Please tailor this script according to your specific requirements. This approach not only optimizes resource utilization by the job but also allows you to run multiple tasks in parallel, saving you valuable time during data analysis or simulations.
R tasks¶
Let's compare the computational performance of basic mathematical functions between RStudio and running a job on the cluster. To facilitate this comparison, we'll utilize the R library 'bench' for benchmarking. This package employs a high-precision timer, allowing us to compare the execution time of operations that are nearly instantaneous.
Here is the R code for running example calculations and benchmarking their runtime.
library("bench") # loads bench library
x <- runif(100) # creates input vector
lb <- bench::mark(
sqrt(x),
x ^ 0.5,
x ^ (1/2),
exp(log(x) / 2)
)
lb[c("expression","total_time")] # prints only two essential columns for our test
Complete
Your task is to observe difference in computational time between RStudio and a Slurm job.
- Log in to OpenOndemand at ondemand.hpc.ut.ee and start a RStudio server with 2 cores and 8 GB of memory.
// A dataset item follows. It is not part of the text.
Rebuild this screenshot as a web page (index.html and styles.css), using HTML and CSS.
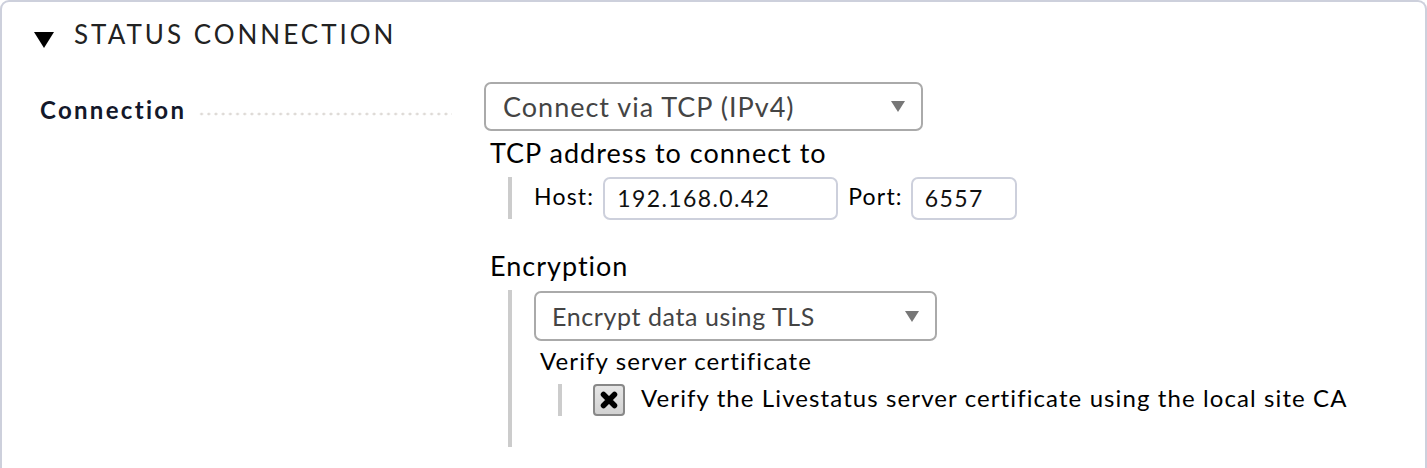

- Run the calculations in the GUI. When you run the same analysis in RStudio you need to install the bench package for your RStudio server instance beforehand. Use the command
install.packages("bench")
. - Utilize knowledge from previous labs and the guide mentioned in this link to script an sbatch job for running the same benchmark. When running a Slurm job on the cluster save the R code as
my_analysis.R
. The R bench package will be loaded in the Slurm job with the commandmodule load r-bench/1.1.3
. - Compare the results from both RStudio and the Slurm job.
- Save the total time of the best-performing approach in a file named
r_benchmarking
within your HPC course project directory inlab5
. Use a variabletotal_time
to define the time value in the file.